2013年1月19日土曜日

音楽の記号的側面 -記号の要因-

音楽が記号化する要因はどのようなものがあるか考えてみましょう。
ざっくり考えてみると大きく二つくらいが思い付きます。一つは権威筋や他人の評価による記号化、そしてもう一つは、繰り返し反復されて刷り込まれることによる記号化です。

権威筋や他人の評価による記号化、というのは、音楽を聴く前に誰かがレッテルを貼って、そういうものだと思い込むことです。例えば、誰かがこの音楽が良いと言ったことによって、それならきっと良いものだろう、と思ってしまうようなことです。
これは創作物を公正に評価するという点では、正しい方法とは言えないとしても、これを否定しては社会生活することは不可能です。人は全ての事物の専門家になることは不可能であり、自分の不得意なことについては他人の評価でモノゴトを判断する必要があるからです。

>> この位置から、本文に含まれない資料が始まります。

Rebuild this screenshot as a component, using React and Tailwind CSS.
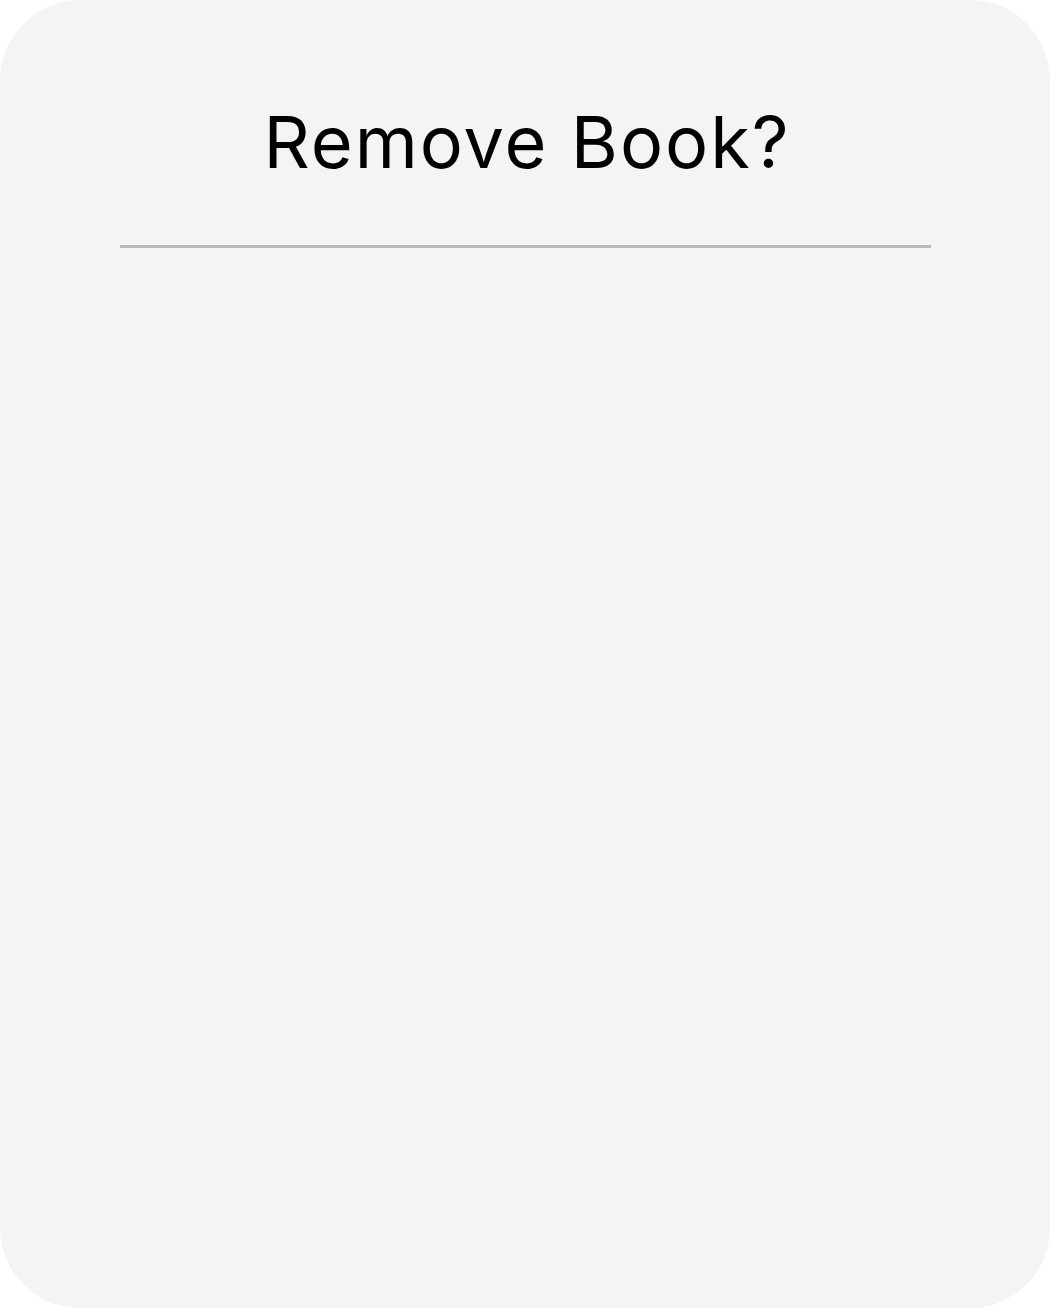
export default function App() {
  return (
    <div className="w-[1052px] h-[1308px] bg-white">
      <div className="w-[1050px] h-[1308px] bg-[#f4f4f4] rounded-[80px] flex flex-col items-center">
        <h1
          className="mt-[96px] pl-[4px] text-[72px] leading-[92px] tracking-[2px] text-black font-normal"
          style={{ fontFamily: 'Inter, "Open Sans", sans-serif' }}
        >
          Remove Book?
        </h1>
        <div className="mt-[57px] w-[811px] h-[3px] bg-[#bbbbbb]" />
      </div>
    </div>
  );
}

しかし、音楽の評価に権威筋や他人の評価が非常に大きな影響を与えていることをもっと直視しなくてはならないと思います。
今や権威的な指標ではなくなりましたが、オリコンチャートとか、もっと昔ならテレビ番組でやっていたベストテン、トップテンといった音楽のランキング情報は、以前は大きな影響を持っていました。
自分の若い頃を考えると、こういった番組が音楽を楽しむ窓口になっていたと思います。このような時代には、ランキング外の音楽は全く相手にされませんでした。今思うと、恐ろしく音楽の多様性を排除していた時代だったのではと感じます。

個人の視点で考えれば、テレビや雑誌だけでなく、自分の友人や知り合いからの情報や、身近な尊敬すべき人の愛好するものに影響されるということは良くあることです。
そして、他人から影響を受けたにも関わらず、人は知らないうちに自分の意見だと思い込んでしまったりします。まぁ、それは悪いことではないのですが、以前言ったことと全く正反対のことを平然と言っているのを聞いたりするとのけぞってしまったりします。

ただし、人の意見に影響されることを記号化というのは微妙な部分もあります。
「今みんなが聞いている良い音楽」という記号化は、いつしか自分も好き、に変わっていきます。その曲が好きだと思っている人は、記号的な価値ではなくその音楽が持つ本質的な価値を評価しているのだと主張することでしょう。
従って、記号的であることを検証することは不可能ですし、大ざっぱな印象以上の議論をすることは難しいと思います。
それでも、人々の多くにとって音楽の価値を公正に判断することなどほとんど不可能なことなのです。


さて、もう一つの反復による刷り込みについて。
例えば、小学校の何かの時間のテーマソングとか、よく見るテレビドラマの主題歌とか、もういやを通り越して空気と同じくらい日常で聞かされている音楽というのがあるのではないかと思います。
その曲に特に思い入れがなかったとしても、頻繁に聞くことによってそこに何らかの意味が生まれます。その記憶が楽しいこととして残るのなら、その音楽も楽しいことと付随した印象を持って覚えられることでしょう。

自分の子供が音楽を聴いている様子を見て、この反復による刷り込み効果の大きさを感じるようになりました。
確かに客観的に見て、あるメロディが名曲である必然はあるのかもしれませんが、名曲だからという理由で何回か聴いているうちに、その音楽がどんどん特別なものに変わっていってしまうのです。

ちょっと大げさな話かもしれないけれど、人間が音楽芸術を持っている理由はまさにこの特性に依存しているのではないかと感じるのです。
人間は人と共感して仲間意識を作り、一人では達し得ない大きな仕事を成し遂げる動物です。この共感して仲間意識を作るために、音楽は非常に大きな役割を持っているのではないかと思うのです。
ある集団で、みんなが鼓舞するようなタイミングで演奏される音楽があるとします。
こういう音楽を何度も何度も聞いているうちに、その音楽は人々を鼓舞する機能を与えられることになります。
こうやって人々は何かを成し遂げるために音楽を利用し、音楽で集団的な陶酔状態を作り出したのではないかと考えたりします。

このように音楽の記号的側面を考えることは、音楽が人間にとってどのような役割を持っているか、ということを考えることに近づくような気がしています。
音楽は絶対的な論理的な構造のみで説明されるものではなく、人々の意識に何かをもたらしその心を刺激するものであり、そのために音楽を論じることは人間を論ずることに繋がるのではないでしょうか。